December 2010
Let’s make it last forever<3
I have so many thoughts racing through my mind, and it’s getting to be far too much at once.
I am so scared that I’m going to screw this whole thing up, that one day you’re going to realize I’m no good and leave. It scares me so much.
Things are finally starting to look up after two years of pain, and I don’t think I can let it all slip away without losing myself in the proceess.
you have a mental break down in shop.
eating becomes the last thing you want to do.
you freak out over buying a christmas present and spend an hour in the store agonizing over it, then call your best friend to continue agonizing after you bought it.
and you start singing justin bieber songs. freaking justin bieber.
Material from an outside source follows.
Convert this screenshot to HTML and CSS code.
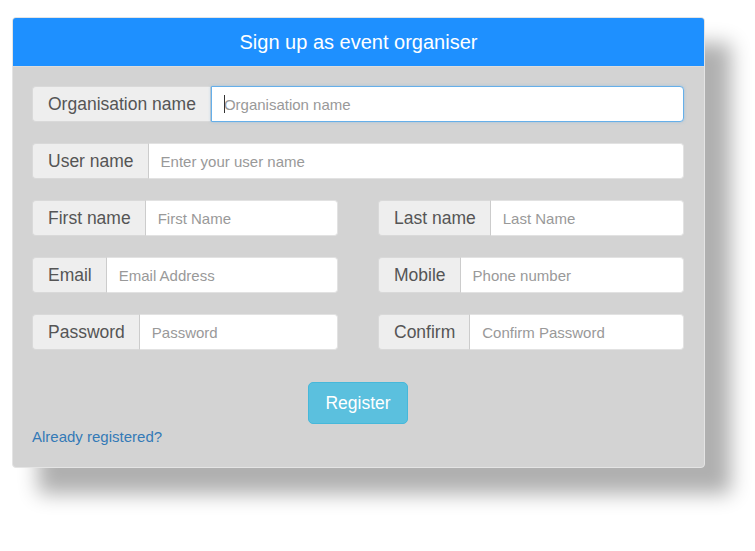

i have officially lost it.
does anyone else feel like this?
Have you ever cried from being so happy? Like when people cry at weddings, when babies are born, when so much happiness and excitement is built up inside that it has to come out through tears? I just did. Laying in bed listening to my iPod, I opened my eyes and thought “is this really my life? After everything, is this really happening?” and I cried. I used to make fun of people who cried with joy, but now I get it.
I forgot how much I truly love classical music. It’s beautiful.
I don’t think anyone really understands how much dance really means to me. It’s more than something that I do every week, more than something I spend most of my time doing. It’s a part of me.
When I dance, everything else goes away. That little voice inside my head that tells me “you’re no good, you’re fat, you’re ugly, you will never be good enough for anyone” becomes silent. The pains of long hours of pointe become worth it. My body and the music become one. Everything falls into place as the music begins.
I rise up and float across the floor, loosing touch with reality.
I am on top of the world, dancing without a care. Leap, pique arabesque left. Bouree back. passe develope front. Each step flows through my body like melting snow into a river.
I am flying, I am dancing.
So sore. I don’t even want to move. Dance why do you make me feel like I got beat up?
Well today kinda really sucked. Was late to dance because no one felt like driving me, people kept being total assholes about my hair (which is now conviently grey ish blonde). I realize it looks bad, thank you, but last time I checked my hair is MY freaking hair. It doesn’t have to live up to your standards.
And don’t even get me started on Mrs. Wattengal.
I need to go play spier solitaire before I start to scream.
Today is a day of fast cars, fast phones, and fast food. Red lights are no longer for safety, they are an inconvenience. We always have places to go, things to do. We cram 240 things into 24 hours.
Lights are flashing, horns are beeping. Go, go, go, go, all day long. The phone is always buzzing, voices always buzzing. We are in so much of a rush that we can’t wait 10 minutes to check the buzzing phone, even if it meant saving a life.
Speed dating, quick hookups and quick break-ups. We are too quick to say “I love you” and too slow to mean it.
The sun is shining but we only see clouds. We find something wonderful but we always want better. We hate too easy and love too little. We are so busy getting to the destination that we don’t enjoy the journey. And when we get there, we don’t know what to do.
Please just make it stop.
oh tumblr please dont leave me again.